Task details: Using the data below, repeat all of it precisely.

Collected material:
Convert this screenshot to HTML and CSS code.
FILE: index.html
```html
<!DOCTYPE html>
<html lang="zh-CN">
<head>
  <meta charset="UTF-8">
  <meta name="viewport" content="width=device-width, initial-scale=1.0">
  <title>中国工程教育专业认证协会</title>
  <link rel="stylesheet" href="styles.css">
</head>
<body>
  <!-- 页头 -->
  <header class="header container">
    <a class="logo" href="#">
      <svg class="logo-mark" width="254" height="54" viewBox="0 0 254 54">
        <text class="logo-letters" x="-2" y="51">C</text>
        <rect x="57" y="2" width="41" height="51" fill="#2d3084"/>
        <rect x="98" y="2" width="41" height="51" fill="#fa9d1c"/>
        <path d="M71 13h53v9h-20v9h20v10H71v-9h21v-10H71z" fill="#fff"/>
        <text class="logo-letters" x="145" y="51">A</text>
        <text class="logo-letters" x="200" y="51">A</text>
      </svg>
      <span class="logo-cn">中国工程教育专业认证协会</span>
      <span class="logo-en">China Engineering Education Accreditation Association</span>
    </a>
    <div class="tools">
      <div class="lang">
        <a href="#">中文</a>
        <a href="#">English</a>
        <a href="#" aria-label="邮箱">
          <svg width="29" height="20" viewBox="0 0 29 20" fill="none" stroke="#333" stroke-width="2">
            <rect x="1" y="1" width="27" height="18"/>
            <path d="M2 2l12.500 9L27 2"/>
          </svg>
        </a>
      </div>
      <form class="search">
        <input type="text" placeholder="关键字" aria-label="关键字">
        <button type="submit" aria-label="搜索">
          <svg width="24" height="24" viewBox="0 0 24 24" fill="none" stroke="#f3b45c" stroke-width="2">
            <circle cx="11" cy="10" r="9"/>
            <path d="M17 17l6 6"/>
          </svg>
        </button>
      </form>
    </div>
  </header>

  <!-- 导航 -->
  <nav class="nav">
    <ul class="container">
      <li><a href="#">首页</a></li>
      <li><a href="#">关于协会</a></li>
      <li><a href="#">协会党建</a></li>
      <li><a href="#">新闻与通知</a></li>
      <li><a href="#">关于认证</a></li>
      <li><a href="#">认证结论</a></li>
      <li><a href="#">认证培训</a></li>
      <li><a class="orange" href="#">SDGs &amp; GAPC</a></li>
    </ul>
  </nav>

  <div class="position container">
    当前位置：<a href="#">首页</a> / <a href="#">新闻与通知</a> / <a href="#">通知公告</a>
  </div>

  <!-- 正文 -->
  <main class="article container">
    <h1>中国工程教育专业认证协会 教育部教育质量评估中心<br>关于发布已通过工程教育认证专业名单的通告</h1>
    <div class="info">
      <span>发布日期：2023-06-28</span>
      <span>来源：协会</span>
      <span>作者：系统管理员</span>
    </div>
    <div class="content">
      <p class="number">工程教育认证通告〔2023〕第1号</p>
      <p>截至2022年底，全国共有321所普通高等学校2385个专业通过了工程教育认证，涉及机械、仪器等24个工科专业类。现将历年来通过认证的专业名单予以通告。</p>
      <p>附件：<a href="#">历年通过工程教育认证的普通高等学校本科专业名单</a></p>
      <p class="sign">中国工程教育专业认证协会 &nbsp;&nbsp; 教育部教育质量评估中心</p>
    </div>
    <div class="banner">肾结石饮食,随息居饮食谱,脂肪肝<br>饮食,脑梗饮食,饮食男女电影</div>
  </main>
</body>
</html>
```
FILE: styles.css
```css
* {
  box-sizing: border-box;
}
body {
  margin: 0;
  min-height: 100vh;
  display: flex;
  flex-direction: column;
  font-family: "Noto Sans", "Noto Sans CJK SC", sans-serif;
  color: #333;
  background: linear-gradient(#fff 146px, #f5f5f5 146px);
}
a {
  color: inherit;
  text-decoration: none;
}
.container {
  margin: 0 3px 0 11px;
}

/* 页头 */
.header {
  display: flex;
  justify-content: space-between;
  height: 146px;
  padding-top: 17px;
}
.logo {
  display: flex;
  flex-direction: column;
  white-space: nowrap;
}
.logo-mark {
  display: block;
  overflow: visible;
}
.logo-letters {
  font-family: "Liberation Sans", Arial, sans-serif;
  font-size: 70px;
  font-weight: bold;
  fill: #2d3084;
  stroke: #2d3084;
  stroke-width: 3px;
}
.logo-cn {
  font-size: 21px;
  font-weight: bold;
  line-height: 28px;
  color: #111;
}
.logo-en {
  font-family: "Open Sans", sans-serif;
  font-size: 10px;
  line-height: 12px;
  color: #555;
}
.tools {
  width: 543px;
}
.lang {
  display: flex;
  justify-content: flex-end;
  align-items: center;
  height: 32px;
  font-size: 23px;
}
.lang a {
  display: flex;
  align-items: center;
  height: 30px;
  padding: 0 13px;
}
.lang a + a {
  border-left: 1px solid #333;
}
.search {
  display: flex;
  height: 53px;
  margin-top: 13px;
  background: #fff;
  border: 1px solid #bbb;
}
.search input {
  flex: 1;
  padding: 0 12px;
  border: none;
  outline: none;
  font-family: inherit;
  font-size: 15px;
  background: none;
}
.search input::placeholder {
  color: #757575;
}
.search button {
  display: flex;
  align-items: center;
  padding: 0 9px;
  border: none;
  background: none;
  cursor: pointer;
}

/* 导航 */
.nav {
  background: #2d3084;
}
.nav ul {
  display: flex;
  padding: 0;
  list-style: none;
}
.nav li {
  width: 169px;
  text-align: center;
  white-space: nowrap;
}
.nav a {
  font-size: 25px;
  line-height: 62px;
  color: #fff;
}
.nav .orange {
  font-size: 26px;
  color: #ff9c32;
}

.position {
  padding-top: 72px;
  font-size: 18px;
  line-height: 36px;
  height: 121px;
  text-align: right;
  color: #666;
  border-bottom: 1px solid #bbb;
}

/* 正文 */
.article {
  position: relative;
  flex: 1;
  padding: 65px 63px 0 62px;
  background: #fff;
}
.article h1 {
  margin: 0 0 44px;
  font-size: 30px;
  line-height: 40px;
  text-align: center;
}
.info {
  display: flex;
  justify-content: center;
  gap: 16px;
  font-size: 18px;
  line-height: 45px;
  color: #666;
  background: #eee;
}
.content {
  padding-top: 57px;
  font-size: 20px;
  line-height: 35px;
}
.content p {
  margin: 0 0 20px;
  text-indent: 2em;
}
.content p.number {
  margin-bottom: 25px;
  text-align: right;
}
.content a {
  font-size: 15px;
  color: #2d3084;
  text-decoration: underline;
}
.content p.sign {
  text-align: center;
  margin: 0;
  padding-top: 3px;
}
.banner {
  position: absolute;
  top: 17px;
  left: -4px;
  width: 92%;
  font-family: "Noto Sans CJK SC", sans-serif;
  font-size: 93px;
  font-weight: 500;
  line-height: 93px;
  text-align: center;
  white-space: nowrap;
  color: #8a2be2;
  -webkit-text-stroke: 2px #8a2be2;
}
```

Problem solution:
Convert this screenshot to HTML and CSS code.
FILE: index.html
```html
<!DOCTYPE html>
<html lang="zh-CN">
<head>
  <meta charset="UTF-8">
  <meta name="viewport" content="width=device-width, initial-scale=1.0">
  <title>中国工程教育专业认证协会</title>
  <link rel="stylesheet" href="styles.css">
</head>
<body>
  <!-- 页头 -->
  <header class="header container">
    <a class="logo" href="#">
      <svg class="logo-mark" width="254" height="54" viewBox="0 0 254 54">
        <text class="logo-letters" x="-2" y="51">C</text>
        <rect x="57" y="2" width="41" height="51" fill="#2d3084"/>
        <rect x="98" y="2" width="41" height="51" fill="#fa9d1c"/>
        <path d="M71 13h53v9h-20v9h20v10H71v-9h21v-10H71z" fill="#fff"/>
        <text class="logo-letters" x="145" y="51">A</text>
        <text class="logo-letters" x="200" y="51">A</text>
      </svg>
      <span class="logo-cn">中国工程教育专业认证协会</span>
      <span class="logo-en">China Engineering Education Accreditation Association</span>
    </a>
    <div class="tools">
      <div class="lang">
        <a href="#">中文</a>
        <a href="#">English</a>
        <a href="#" aria-label="邮箱">
          <svg width="29" height="20" viewBox="0 0 29 20" fill="none" stroke="#333" stroke-width="2">
            <rect x="1" y="1" width="27" height="18"/>
            <path d="M2 2l12.500 9L27 2"/>
          </svg>
        </a>
      </div>
      <form class="search">
        <input type="text" placeholder="关键字" aria-label="关键字">
        <button type="submit" aria-label="搜索">
          <svg width="24" height="24" viewBox="0 0 24 24" fill="none" stroke="#f3b45c" stroke-width="2">
            <circle cx="11" cy="10" r="9"/>
            <path d="M17 17l6 6"/>
          </svg>
        </button>
      </form>
    </div>
  </header>

  <!-- 导航 -->
  <nav class="nav">
    <ul class="container">
      <li><a href="#">首页</a></li>
      <li><a href="#">关于协会</a></li>
      <li><a href="#">协会党建</a></li>
      <li><a href="#">新闻与通知</a></li>
      <li><a href="#">关于认证</a></li>
      <li><a href="#">认证结论</a></li>
      <li><a href="#">认证培训</a></li>
      <li><a class="orange" href="#">SDGs &amp; GAPC</a></li>
    </ul>
  </nav>

  <div class="position container">
    当前位置：<a href="#">首页</a> / <a href="#">新闻与通知</a> / <a href="#">通知公告</a>
  </div>

  <!-- 正文 -->
  <main class="article container">
    <h1>中国工程教育专业认证协会 教育部教育质量评估中心<br>关于发布已通过工程教育认证专业名单的通告</h1>
    <div class="info">
      <span>发布日期：2023-06-28</span>
      <span>来源：协会</span>
      <span>作者：系统管理员</span>
    </div>
    <div class="content">
      <p class="number">工程教育认证通告〔2023〕第1号</p>
      <p>截至2022年底，全国共有321所普通高等学校2385个专业通过了工程教育认证，涉及机械、仪器等24个工科专业类。现将历年来通过认证的专业名单予以通告。</p>
      <p>附件：<a href="#">历年通过工程教育认证的普通高等学校本科专业名单</a></p>
      <p class="sign">中国工程教育专业认证协会 &nbsp;&nbsp; 教育部教育质量评估中心</p>
    </div>
    <div class="banner">肾结石饮食,随息居饮食谱,脂肪肝<br>饮食,脑梗饮食,饮食男女电影</div>
  </main>
</body>
</html>
```
FILE: styles.css
```css
* {
  box-sizing: border-box;
}
body {
  margin: 0;
  min-height: 100vh;
  display: flex;
  flex-direction: column;
  font-family: "Noto Sans", "Noto Sans CJK SC", sans-serif;
  color: #333;
  background: linear-gradient(#fff 146px, #f5f5f5 146px);
}
a {
  color: inherit;
  text-decoration: none;
}
.container {
  margin: 0 3px 0 11px;
}

/* 页头 */
.header {
  display: flex;
  justify-content: space-between;
  height: 146px;
  padding-top: 17px;
}
.logo {
  display: flex;
  flex-direction: column;
  white-space: nowrap;
}
.logo-mark {
  display: block;
  overflow: visible;
}
.logo-letters {
  font-family: "Liberation Sans", Arial, sans-serif;
  font-size: 70px;
  font-weight: bold;
  fill: #2d3084;
  stroke: #2d3084;
  stroke-width: 3px;
}
.logo-cn {
  font-size: 21px;
  font-weight: bold;
  line-height: 28px;
  color: #111;
}
.logo-en {
  font-family: "Open Sans", sans-serif;
  font-size: 10px;
  line-height: 12px;
  color: #555;
}
.tools {
  width: 543px;
}
.lang {
  display: flex;
  justify-content: flex-end;
  align-items: center;
  height: 32px;
  font-size: 23px;
}
.lang a {
  display: flex;
  align-items: center;
  height: 30px;
  padding: 0 13px;
}
.lang a + a {
  border-left: 1px solid #333;
}
.search {
  display: flex;
  height: 53px;
  margin-top: 13px;
  background: #fff;
  border: 1px solid #bbb;
}
.search input {
  flex: 1;
  padding: 0 12px;
  border: none;
  outline: none;
  font-family: inherit;
  font-size: 15px;
  background: none;
}
.search input::placeholder {
  color: #757575;
}
.search button {
  display: flex;
  align-items: center;
  padding: 0 9px;
  border: none;
  background: none;
  cursor: pointer;
}

/* 导航 */
.nav {
  background: #2d3084;
}
.nav ul {
  display: flex;
  padding: 0;
  list-style: none;
}
.nav li {
  width: 169px;
  text-align: center;
  white-space: nowrap;
}
.nav a {
  font-size: 25px;
  line-height: 62px;
  color: #fff;
}
.nav .orange {
  font-size: 26px;
  color: #ff9c32;
}

.position {
  padding-top: 72px;
  font-size: 18px;
  line-height: 36px;
  height: 121px;
  text-align: right;
  color: #666;
  border-bottom: 1px solid #bbb;
}

/* 正文 */
.article {
  position: relative;
  flex: 1;
  padding: 65px 63px 0 62px;
  background: #fff;
}
.article h1 {
  margin: 0 0 44px;
  font-size: 30px;
  line-height: 40px;
  text-align: center;
}
.info {
  display: flex;
  justify-content: center;
  gap: 16px;
  font-size: 18px;
  line-height: 45px;
  color: #666;
  background: #eee;
}
.content {
  padding-top: 57px;
  font-size: 20px;
  line-height: 35px;
}
.content p {
  margin: 0 0 20px;
  text-indent: 2em;
}
.content p.number {
  margin-bottom: 25px;
  text-align: right;
}
.content a {
  font-size: 15px;
  color: #2d3084;
  text-decoration: underline;
}
.content p.sign {
  text-align: center;
  margin: 0;
  padding-top: 3px;
}
.banner {
  position: absolute;
  top: 17px;
  left: -4px;
  width: 92%;
  font-family: "Noto Sans CJK SC", sans-serif;
  font-size: 93px;
  font-weight: 500;
  line-height: 93px;
  text-align: center;
  white-space: nowrap;
  color: #8a2be2;
  -webkit-text-stroke: 2px #8a2be2;
}
```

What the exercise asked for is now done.